Thanks, I edited it, but the problem is still there, the code cannot run
1

You can rely on an array of size N having size that is N times the size of its element type.

You should not rely on the sizes of your various types. Use sizeof(). Although sizeof(char) is defined to be (sizeof_t) 1.

You cannot rely on the size of a record being the size of the sum of its fields. Extra bytes may be inserted for alignment of certain types to certain multiples of addresses. Eg probably after a char[3] field. Eg even at the end so that in arrays of the record type it is properly aligned after another one of itself.

The new returns "a pointer to N objects" ie "a pointer to the start of an array of N objects", ie the address of the first of a block of N objects.

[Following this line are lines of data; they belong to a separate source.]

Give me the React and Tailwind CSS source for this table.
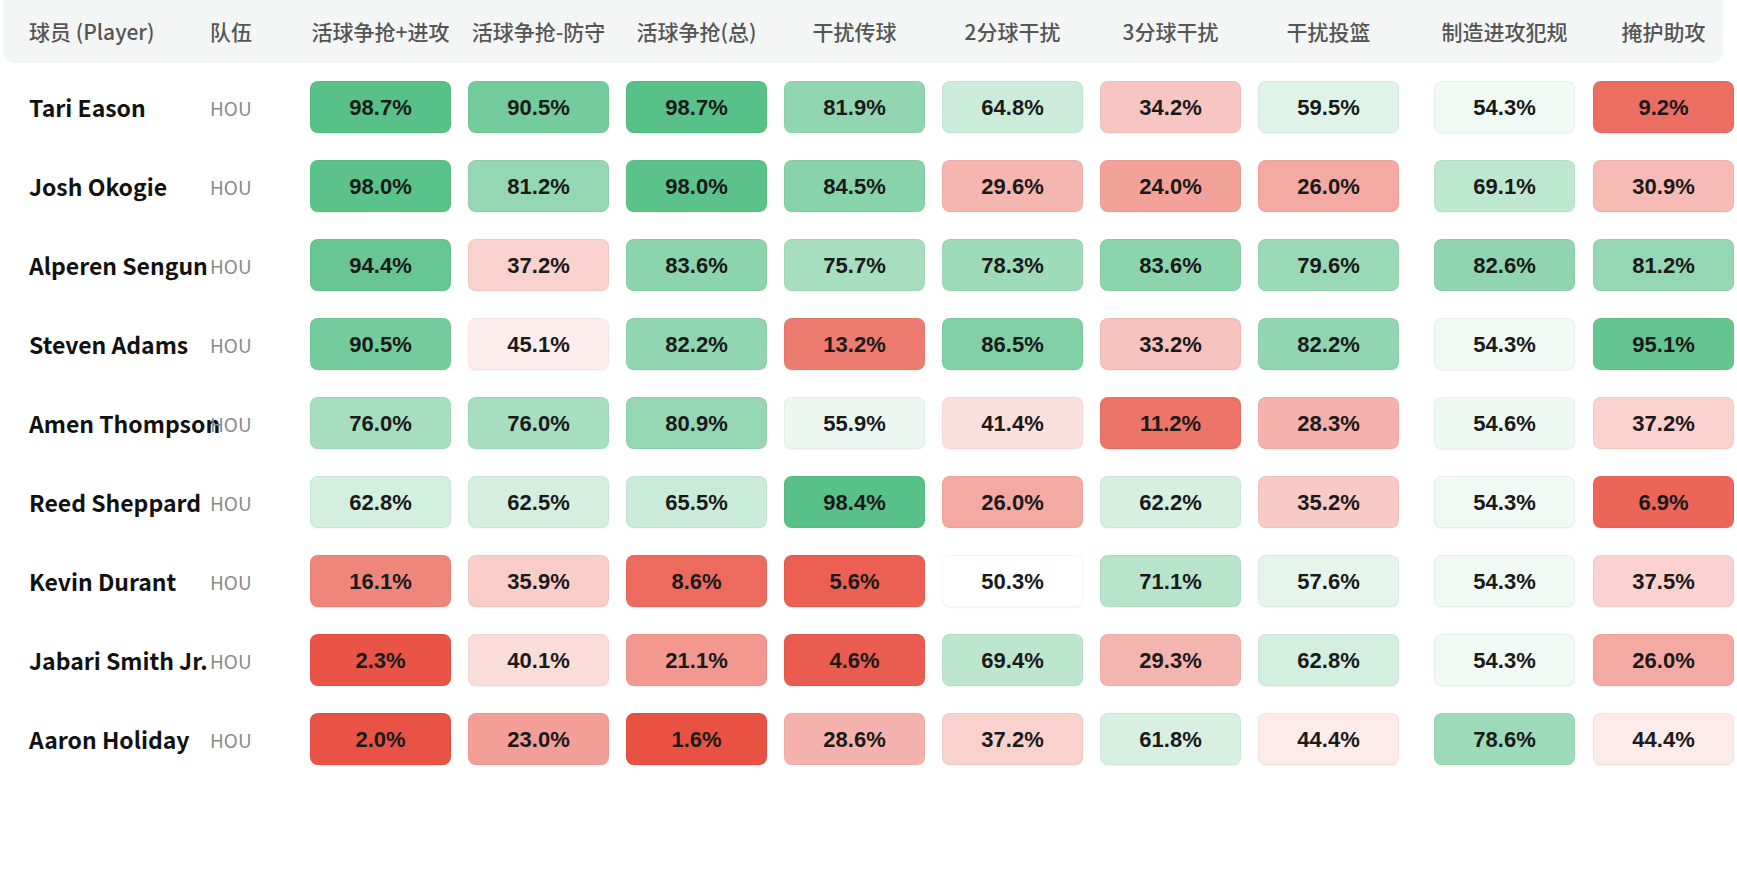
const columns = [
  { label: "活球争抢+进攻", gap: "" },
  { label: "活球争抢-防守", gap: "ml-[17px]" },
  { label: "活球争抢(总)", gap: "ml-[17px]" },
  { label: "干扰传球", gap: "ml-[17px]" },
  { label: "2分球干扰", gap: "ml-[17px]" },
  { label: "3分球干扰", gap: "ml-[17px]" },
  { label: "干扰投篮", gap: "ml-[17px]" },
  { label: "制造进攻犯规", gap: "ml-[35px]" },
  { label: "掩护助攻", gap: "ml-[18px]" },
];

const players = [
  { name: "Tari Eason", team: "HOU", values: [98.7, 90.5, 98.7, 81.9, 64.8, 34.2, 59.5, 54.3, 9.2] },
  { name: "Josh Okogie", team: "HOU", values: [98.0, 81.2, 98.0, 84.5, 29.6, 24.0, 26.0, 69.1, 30.9] },
  { name: "Alperen Sengun", team: "HOU", values: [94.4, 37.2, 83.6, 75.7, 78.3, 83.6, 79.6, 82.6, 81.2] },
  { name: "Steven Adams", team: "HOU", values: [90.5, 45.1, 82.2, 13.2, 86.5, 33.2, 82.2, 54.3, 95.1] },
  { name: "Amen Thompson", team: "HOU", values: [76.0, 76.0, 80.9, 55.9, 41.4, 11.2, 28.3, 54.6, 37.2] },
  { name: "Reed Sheppard", team: "HOU", values: [62.8, 62.5, 65.5, 98.4, 26.0, 62.2, 35.2, 54.3, 6.9] },
  { name: "Kevin Durant", team: "HOU", values: [16.1, 35.9, 8.6, 5.6, 50.3, 71.1, 57.6, 54.3, 37.5] },
  { name: "Jabari Smith Jr.", team: "HOU", values: [2.3, 40.1, 21.1, 4.6, 69.4, 29.3, 62.8, 54.3, 26.0] },
  { name: "Aaron Holiday", team: "HOU", values: [2.0, 23.0, 1.6, 28.6, 37.2, 61.8, 44.4, 78.6, 44.4] },
];

// white at 50, green toward 100, red toward 0
const heatColor = (v) => {
  const green = [84, 191, 132];
  const red = [232, 76, 61];
  const end = v >= 50 ? green : red;
  const t = Math.min(Math.abs(v - 50) / 50, 1);
  const mix = end.map((c) => Math.round(255 - (255 - c) * t));
  return `rgb(${mix[0]}, ${mix[1]}, ${mix[2]})`;
};

const cjk = "font-['Noto_Sans_CJK_SC','Noto_Sans',sans-serif]";

export default function App() {
  return (
    <div className="min-h-[884px] w-full overflow-hidden bg-white pl-[3px]">
      <div className={`w-[1720px] h-[63px] rounded-b-xl bg-[#f4f6f5] flex items-center pl-[26px] text-[21px] font-medium text-[#555] ${cjk}`}>
        <div className="w-[181px] shrink-0 whitespace-nowrap">球员 (Player)</div>
        <div className="w-[100px] shrink-0">队伍</div>
        {columns.map((col, i) => (
          <div key={i} className={`w-[141px] shrink-0 text-center whitespace-nowrap ${col.gap}`}>
            {col.label}
          </div>
        ))}
      </div>

      <div className="mt-[18px] flex flex-col gap-[27px] pl-[26px]">
        {players.map((p, r) => (
          <div key={r} className="flex items-center h-[52px]">
            <div className={`w-[181px] shrink-0 whitespace-nowrap text-[23px] font-bold text-[#111] ${cjk}`}>
              {p.name}
            </div>
            <div className={`w-[100px] shrink-0 pt-[3px] text-[19px] text-[#8a8a8a] ${cjk}`}>{p.team}</div>
            {p.values.map((v, i) => (
              <div
                key={i}
                className={`w-[141px] h-[52px] shrink-0 rounded-lg border border-black/[0.04] shadow-[0_1px_2px_rgba(0,0,0,0.05)] flex items-center justify-center text-[22px] font-bold text-[#1a1a1a] font-['Liberation_Sans',Arial,sans-serif] ${columns[i].gap}`}
                style={{ backgroundColor: heatColor(v) }}
              >
                {v.toFixed(1)}%
              </div>
            ))}
          </div>
        ))}
      </div>
    </div>
  );
}
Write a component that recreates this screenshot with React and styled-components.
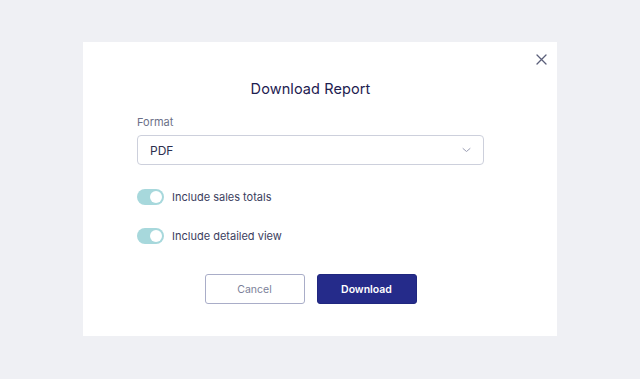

Person* pperson4 = new Person[4];
Person person;
Person person4[4];

// one of these
char *parr = new char[4*sizeof(Person)];
char *parr = new char[4*sizeof(person)];
char *parr = new char[sizeof(Person[4])];
char *parr = new char[sizeof(person4)];

// one of these
char arr[4*sizeof(Person)];
char arr[4*sizeof(person)];
char arr[sizeof(Person[4])];
char arr[sizeof(person4)];

/*
destination argument is parr or &arr[0] or arr or &arr
source argument is either
    pperson4 or &person4[0] as address of 1st of 4 objects sizeof(Person)
    &person4 or person4 as address of 1 object sizeof(person4)
length argument is one of
    sizeof(person4), sizeof(Person[4]), 4*sizeof(Person), 4*sizeof(person)
*/

// thus any of these etc
memcpy(parr, pperson4, 4*sizeof(Person);
memcpy(parr, pperson4, sizeof(Person[4]));
memcpy(parr, person4, sizeof(person4);
memcpy(arr, pperson4, 4*sizeof(person));
memcpy(&arr, &person4, sizeof(Person[4]));
memcpy(&arr[0], &person4[0], sizeof(person4));

(Learn how arguments are treated when passing values for parameters declared as pointers, as arrays and as references.)